Dataset rows
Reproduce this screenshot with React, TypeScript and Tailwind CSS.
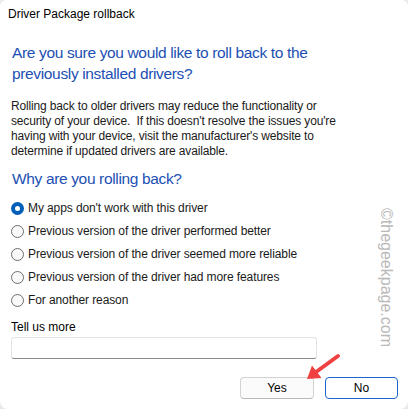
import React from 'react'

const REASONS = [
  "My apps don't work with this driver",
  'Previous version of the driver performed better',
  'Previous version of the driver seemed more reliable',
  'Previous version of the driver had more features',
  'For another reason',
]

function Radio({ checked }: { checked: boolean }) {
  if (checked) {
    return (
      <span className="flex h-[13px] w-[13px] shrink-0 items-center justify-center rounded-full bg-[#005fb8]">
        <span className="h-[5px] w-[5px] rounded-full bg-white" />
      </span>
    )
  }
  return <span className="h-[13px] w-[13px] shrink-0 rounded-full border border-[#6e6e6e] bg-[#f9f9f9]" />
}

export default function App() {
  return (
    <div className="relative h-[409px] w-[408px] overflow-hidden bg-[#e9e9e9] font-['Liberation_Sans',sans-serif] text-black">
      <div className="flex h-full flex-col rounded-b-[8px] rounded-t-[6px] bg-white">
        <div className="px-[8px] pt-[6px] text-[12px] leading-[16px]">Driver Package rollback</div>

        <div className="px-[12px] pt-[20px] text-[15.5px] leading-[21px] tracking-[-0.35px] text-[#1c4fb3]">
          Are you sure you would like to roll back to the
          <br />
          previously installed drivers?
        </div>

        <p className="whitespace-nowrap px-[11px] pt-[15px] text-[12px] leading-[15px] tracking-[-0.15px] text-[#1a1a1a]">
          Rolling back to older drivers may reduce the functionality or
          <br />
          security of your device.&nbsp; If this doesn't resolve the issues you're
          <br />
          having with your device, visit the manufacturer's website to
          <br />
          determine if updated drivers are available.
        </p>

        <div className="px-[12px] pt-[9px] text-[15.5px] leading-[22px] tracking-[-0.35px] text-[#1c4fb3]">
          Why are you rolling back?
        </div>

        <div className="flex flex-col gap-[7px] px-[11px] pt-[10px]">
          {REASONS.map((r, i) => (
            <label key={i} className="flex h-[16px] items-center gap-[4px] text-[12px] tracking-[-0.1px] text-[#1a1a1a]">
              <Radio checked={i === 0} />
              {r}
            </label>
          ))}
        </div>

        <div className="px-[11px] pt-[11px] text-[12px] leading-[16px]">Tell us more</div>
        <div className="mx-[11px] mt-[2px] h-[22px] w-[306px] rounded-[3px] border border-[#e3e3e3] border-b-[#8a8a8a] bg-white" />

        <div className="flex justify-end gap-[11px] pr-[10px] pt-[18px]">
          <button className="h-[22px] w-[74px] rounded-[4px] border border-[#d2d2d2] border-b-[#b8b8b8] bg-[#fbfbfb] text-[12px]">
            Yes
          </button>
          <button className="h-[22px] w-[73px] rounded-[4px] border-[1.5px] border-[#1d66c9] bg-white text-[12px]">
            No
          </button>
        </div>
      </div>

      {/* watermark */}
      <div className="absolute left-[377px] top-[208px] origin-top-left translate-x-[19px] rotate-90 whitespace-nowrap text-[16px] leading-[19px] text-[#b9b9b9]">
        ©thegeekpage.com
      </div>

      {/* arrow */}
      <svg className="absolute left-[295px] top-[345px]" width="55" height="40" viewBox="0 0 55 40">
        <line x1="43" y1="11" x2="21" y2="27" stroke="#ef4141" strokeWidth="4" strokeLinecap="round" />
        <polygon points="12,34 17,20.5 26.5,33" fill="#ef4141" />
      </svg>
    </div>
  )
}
...
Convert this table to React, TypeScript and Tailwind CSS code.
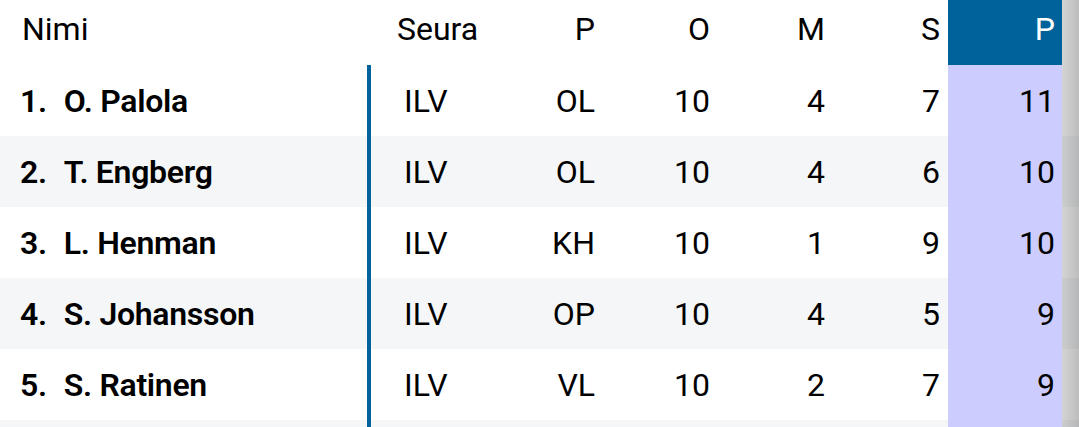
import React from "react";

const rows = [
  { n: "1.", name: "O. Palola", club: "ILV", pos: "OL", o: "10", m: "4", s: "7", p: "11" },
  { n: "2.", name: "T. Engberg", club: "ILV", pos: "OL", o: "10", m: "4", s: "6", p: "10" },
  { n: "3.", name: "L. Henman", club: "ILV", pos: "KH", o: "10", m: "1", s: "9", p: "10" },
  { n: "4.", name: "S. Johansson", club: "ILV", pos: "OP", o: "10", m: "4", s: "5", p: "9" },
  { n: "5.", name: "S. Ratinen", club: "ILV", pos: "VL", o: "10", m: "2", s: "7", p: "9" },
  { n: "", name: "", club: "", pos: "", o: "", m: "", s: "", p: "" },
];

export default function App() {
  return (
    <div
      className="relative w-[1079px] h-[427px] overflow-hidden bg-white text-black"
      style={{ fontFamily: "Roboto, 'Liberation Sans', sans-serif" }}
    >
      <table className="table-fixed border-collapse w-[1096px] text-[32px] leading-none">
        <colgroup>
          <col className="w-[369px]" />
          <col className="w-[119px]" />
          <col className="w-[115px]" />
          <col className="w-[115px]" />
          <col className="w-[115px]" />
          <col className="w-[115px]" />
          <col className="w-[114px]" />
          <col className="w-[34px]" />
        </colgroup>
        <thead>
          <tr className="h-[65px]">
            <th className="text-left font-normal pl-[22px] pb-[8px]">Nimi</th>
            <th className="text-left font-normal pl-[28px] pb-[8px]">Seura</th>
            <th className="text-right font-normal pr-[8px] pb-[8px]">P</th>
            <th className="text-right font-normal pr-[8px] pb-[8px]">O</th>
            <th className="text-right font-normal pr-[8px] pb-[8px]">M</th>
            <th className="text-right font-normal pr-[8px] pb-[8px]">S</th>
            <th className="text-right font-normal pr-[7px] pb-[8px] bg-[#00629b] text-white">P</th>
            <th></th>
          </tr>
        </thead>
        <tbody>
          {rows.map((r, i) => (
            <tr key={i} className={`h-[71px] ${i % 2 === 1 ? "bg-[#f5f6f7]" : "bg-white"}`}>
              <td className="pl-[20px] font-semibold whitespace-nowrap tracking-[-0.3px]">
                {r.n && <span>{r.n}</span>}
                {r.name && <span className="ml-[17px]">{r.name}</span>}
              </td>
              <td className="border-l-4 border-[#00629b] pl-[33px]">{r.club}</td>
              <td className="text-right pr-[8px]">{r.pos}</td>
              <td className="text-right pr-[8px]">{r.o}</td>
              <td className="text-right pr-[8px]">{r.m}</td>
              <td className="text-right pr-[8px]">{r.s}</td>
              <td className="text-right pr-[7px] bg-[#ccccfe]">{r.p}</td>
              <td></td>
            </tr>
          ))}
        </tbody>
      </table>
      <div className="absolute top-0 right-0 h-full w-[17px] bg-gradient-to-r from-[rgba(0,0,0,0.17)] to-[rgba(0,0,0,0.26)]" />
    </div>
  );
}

[TASK TO COMPLETE]
Each line that holds the word "React" is to be copied.

[SOLUTION FOR THIS PROBLEM]
Reproduce this screenshot with React, TypeScript and Tailwind CSS.
import React from 'react'
Convert this table to React, TypeScript and Tailwind CSS code.
import React from "react";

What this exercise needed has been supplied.